As the realities of the proposed expat tax gradually come to light, experts at financial consultancy Tax Consulting SA have indicated that the new policy is likely to hit companies and employers harder than it is expats themselves, particularly domestic organisations that send employees abroad. 

So far, the focus has been on the struggles in store for wealthy South African expats, who might be taxed a considerable amount of their income if they earn in excess of R1 million. As a result, South Africans living abroad are losing their competitiveness on the job market, given that they require a larger cushion.

Now, more analysis has revealed that the scenario is equally bad for South Africans working for domestic firms, who are sent abroad on assignments. As per the new proposed policy, if the foreign assignment runs for more than 183 days, then the employee is subject to the heavy expat tax.

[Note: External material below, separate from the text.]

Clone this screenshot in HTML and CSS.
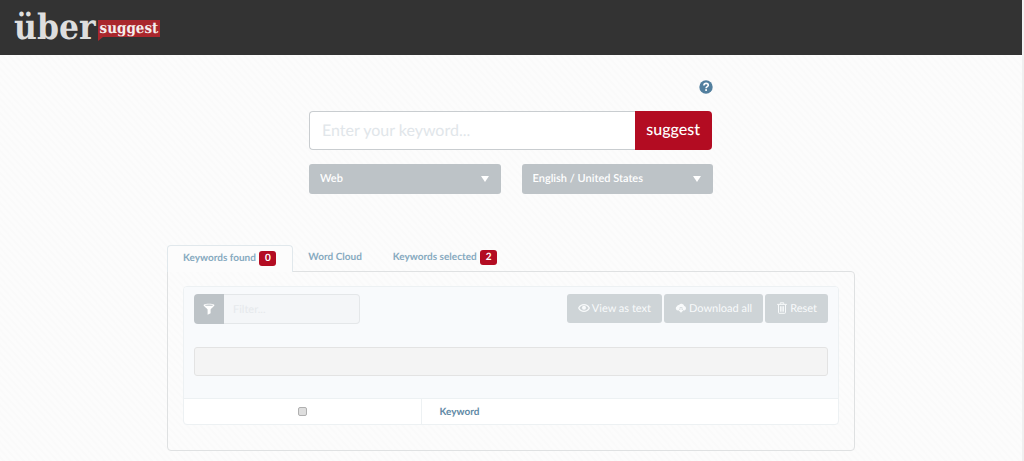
FILE: index.html
```html
<!DOCTYPE html>
<html lang="en">
<head>
<meta charset="utf-8">
<title>Übersuggest</title>
<link rel="stylesheet" href="styles.css">
</head>
<body>
<header class="site-header">
  <a class="logo" href="#"><span class="logo-main">über</span><span class="logo-tag">suggest</span></a>
</header>
<main class="content">
  <form class="search">
    <a class="help" href="#" aria-label="Help"><svg viewBox="0 0 14 14" width="14" height="14"><circle cx="7" cy="7" r="6.7" fill="#527f9e"/><path d="M4.9 5.5C5 4 5.900 3.400 7.100 3.400 8.500 3.400 9.300 4.200 9.300 5.200 9.300 6.700 7.100 6.600 7.100 8.300" fill="none" stroke="#fff" stroke-width="1.600"/><rect x="6.200" y="9.200" width="1.800" height="1.700" fill="#fff"/></svg></a>
    <div class="search-row">
      <input class="search-input" type="text" placeholder="Enter your keyword..." aria-label="Keyword">
      <button class="search-button" type="button">suggest</button>
    </div>
    <div class="options">
      <div class="select-wrap">
        <select class="select" aria-label="Source"><option>Web</option></select>
        <svg class="arrow" viewBox="0 0 8 6" width="8" height="6"><path d="M0 0H8L4 6Z" fill="#fff"/></svg>
      </div>
      <div class="select-wrap">
        <select class="select" aria-label="Language"><option>English / United States</option></select>
        <svg class="arrow" viewBox="0 0 8 6" width="8" height="6"><path d="M0 0H8L4 6Z" fill="#fff"/></svg>
      </div>
    </div>
  </form>
  <section class="results">
    <nav class="tabs">
      <a class="tab tab-active" href="#">Keywords found <span class="badge">0</span></a>
      <a class="tab" href="#">Word Cloud</a>
      <a class="tab" href="#">Keywords selected <span class="badge">2</span></a>
    </nav>
    <div class="panel">
      <div class="box">
        <div class="tools">
          <div class="toolbar">
            <div class="filter">
              <label class="filter-icon" for="filter" aria-label="Filter"><svg viewBox="0 0 12 12" width="12" height="12"><path d="M.5 2.200C.5 .2 11.500 .2 11.500 2.200 11.500 2.800 7.600 6 7.600 6.400V10.300L4.600 11.700V6.400C4.600 6 .5 2.800 .5 2.200Z" fill="#fff"/><ellipse cx="6" cy="2.200" rx="4" ry=".6" fill="#bdc3c7"/></svg></label>
              <input class="filter-input" id="filter" type="text" placeholder="Filter...">
            </div>
            <div class="actions">
              <button class="action" type="button"><svg viewBox="0 0 12 10" width="12" height="10"><path d="M.7 5C3 .5 9 .5 11.300 5 9 9.500 3 9.500 .7 5Z" fill="none" stroke="#f8fafb" stroke-width="1.300"/><circle cx="6" cy="4.800" r="2" fill="#f8fafb"/></svg>View as text</button>
              <button class="action" type="button"><svg viewBox="0 0 12 10" width="12" height="10"><path d="M2.800 7.500A2.300 2.300 0 0 1 2 3.200 2 2 0 0 1 4 2.100 3 3 0 0 1 9.300 2.900 2.400 2.400 0 0 1 9.300 7.500H8.900L7.400 6.300V4.300H4.700V6.300L3.200 7.500Z" fill="#f8fafb"/><path d="M5.300 5H6.700V7H8.700L6 9.700 3.300 7H5.300Z" fill="#f8fafb"/></svg>Download all</button>
              <button class="action" type="button"><svg viewBox="-1 0 12 12" width="12" height="12"><path d="M3.300 1.800V.8H6.700V1.800M.2 2.400H9.800M1.500 3V10.600Q1.500 11.300 2.200 11.300H7.800Q8.500 11.300 8.500 10.600V3M3.600 4.200V9.700M5 4.200V9.700M6.400 4.200V9.700" fill="none" stroke="#f8fafb"/></svg>Reset</button>
            </div>
          </div>
          <div class="well"></div>
        </div>
        <table class="keywords">
          <thead><tr>
            <th class="col-check"><input class="check" type="checkbox" aria-label="Select all"></th>
            <th class="col-keyword">Keyword</th>
          </tr></thead>
        </table>
      </div>
    </div>
  </section>
</main>
</body>
</html>
```
FILE: styles.css
```css
* {
  box-sizing: border-box;
}

body {
  margin: 0;
  min-height: 100vh;
  border-right: 2px solid #f0f0f0;
  background: repeating-linear-gradient(48deg, #fcfcfc 0 2px, #fafafa 3px 4px, #fcfcfc 5px);
  font-family: Lato, sans-serif;
  font-size: 11px;
  line-height: 16px;
  text-rendering: geometricPrecision;
  color: #527f9e;
}

a {
  color: inherit;
  text-decoration: none;
}

svg {
  display: block;
}

input,
button,
select {
  margin: 0;
  font-family: inherit;
  text-rendering: inherit;
}

.site-header {
  height: 55px;
  padding: 8px 14px;
  background: #333;
}

.logo {
  display: inline-flex;
  align-items: flex-start;
  gap: 2px;
  font-family: "DejaVu Serif Condensed", "DejaVu Serif", serif;
  font-weight: bold;
}

.logo-main {
  font-size: 35px;
  line-height: 40px;
  color: #dedede;
}

.logo-tag {
  position: relative;
  margin-top: 12px;
  padding: 0 2px;
  background: #a9272d;
  font-size: 15px;
  line-height: 17px;
  color: #f4eeee;
}

.logo-tag::after {
  content: "";
  position: absolute;
  top: 100%;
  left: 0;
  border-top: 4px solid #a9272d;
  border-right: 5px solid transparent;
}

.content {
  padding: 25px 16px 11px;
}

.search {
  display: flex;
  flex-direction: column;
  max-width: 404px;
  margin: 0 auto;
}

.help {
  align-self: flex-end;
}

.search-row {
  display: flex;
  height: 39px;
  margin: 17px 1px 0 0;
}

.search-input {
  flex: 1;
  min-width: 0;
  padding: 0 12px;
  border: 1px solid #c9cdd0;
  border-right: 0;
  border-radius: 4px 0 0 4px;
  background: #fff;
  font-size: 16px;
}

.search-input::placeholder {
  color: #e1e6ea;
}

.search-button {
  padding: 0 12px 2px 11px;
  border: 0;
  border-radius: 0 4px 4px 0;
  background: #b30c22;
  font-size: 16px;
  font-weight: 500;
  color: #fff;
}

.options {
  display: grid;
  grid-template-columns: 1fr 1fr;
  gap: 21px;
  margin-top: 14px;
}

.select-wrap {
  position: relative;
}

.select {
  appearance: none;
  display: block;
  width: 100%;
  height: 30px;
  padding: 0 24px 2px 11px;
  border: 0;
  border-radius: 3px;
  background: #bdc3c7;
  font-size: 11px;
  font-weight: 600;
  color: #fff;
}

.arrow {
  position: absolute;
  top: 12px;
  right: 12px;
  pointer-events: none;
}

.results {
  max-width: 688px;
  margin: 51px auto 0;
}

.tabs {
  display: flex;
}

.tab {
  height: 26px;
  padding: 4px 16px 4px 15px;
  font-size: 10px;
  font-weight: bold;
  color: #87aac0;
}

.tab-active {
  position: relative;
  height: 27px;
  margin-bottom: -1px;
  border: 1px solid #e1e8ec;
  border-bottom: 0;
  border-radius: 4px 4px 0 0;
  background: #fcfcfc;
}

.badge {
  display: inline-block;
  min-width: 17px;
  margin-left: 1px;
  border-radius: 3px;
  background: #b30c22;
  line-height: 15px;
  text-align: center;
  color: #fff;
}

.panel {
  padding: 14px 15px 25px;
  border: 1px solid #dfe1e2;
  border-radius: 0 4px 4px 4px;
}

.box {
  overflow: hidden;
  border: 1px solid #edf1f3;
  border-radius: 4px;
  background: #fff;
}

.tools {
  padding: 7px 10px 22px;
  border-bottom: 1px solid #edf1f3;
  background: #f8fafc;
}

.toolbar {
  display: flex;
  justify-content: space-between;
  align-items: flex-start;
}

.filter {
  display: flex;
  width: 166px;
  height: 30px;
}

.filter-icon {
  display: grid;
  place-items: center;
  width: 30px;
  border-radius: 4px 0 0 4px;
  background: #bdc3c7;
}

.filter-input {
  flex: 1;
  min-width: 0;
  padding: 0 9px;
  border: 1px solid #e4e7e9;
  border-left: 0;
  border-radius: 0 4px 4px 0;
  background: #f4f6f8;
  font-size: 11px;
}

.filter-input::placeholder {
  color: #e6e9ec;
}

.actions {
  display: flex;
  gap: 2px;
}

.action {
  display: flex;
  align-items: center;
  gap: 2px;
  height: 29px;
  padding: 0 11px 1px;
  border: 0;
  border-radius: 3px;
  background: #ced4d7;
  font-size: 11px;
  color: #f8fafb;
}

.well {
  height: 29px;
  margin-top: 23px;
  border: 1px solid #e3e3e3;
  border-radius: 3px;
  background: #f4f4f4;
}

.keywords {
  width: 100%;
  border-collapse: collapse;
}

.keywords th {
  height: 25px;
  padding: 0;
}

.col-check {
  width: 237px;
  border-right: 1px solid #edf1f3;
}

.keywords .col-keyword {
  padding-left: 18px;
  text-align: left;
  font-size: 10px;
  color: #5f8aa6;
}

.check {
  appearance: none;
  display: block;
  width: 9px;
  height: 9px;
  margin: 0 auto;
  border: 1px solid #b0b0b0;
  border-radius: 2px;
  background: #dedede;
}
```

South African companies to be amongst the worst hit by expat tax

Calculations have placed this tax as high as 45% of foreign income in some cases. Rather than ensuring compliance, which is the purpose of the policy, the new tax is at risk of deterring South Africans from accepting foreign assignments, which runs against the current goals of the government.

The President has made clear his goals of opening South Africa’s doors to foreign businesses. Nevertheless, trade and collaboration with foreign firms is a challenge if South Africans are not predisposed to working abroad. Analysts at Tax Consulting SA have been watching the developments closely, and have warned of this danger. 

“The reality is that with this amendment, any additional cost would ultimately have to be borne by the employer, as no expat would accept an assignment without these benefits and, to ensure that these assignments remain lucrative, the employer would have to increase the expat's package,” said the firm.

The new tax is also likely to affect other sections of South Africans living abroad, including those who are permanent residents in another country but continue to have assets in South Africa. Others who will be hit include permanent residents abroad who have not yet settled their finances in South Africa.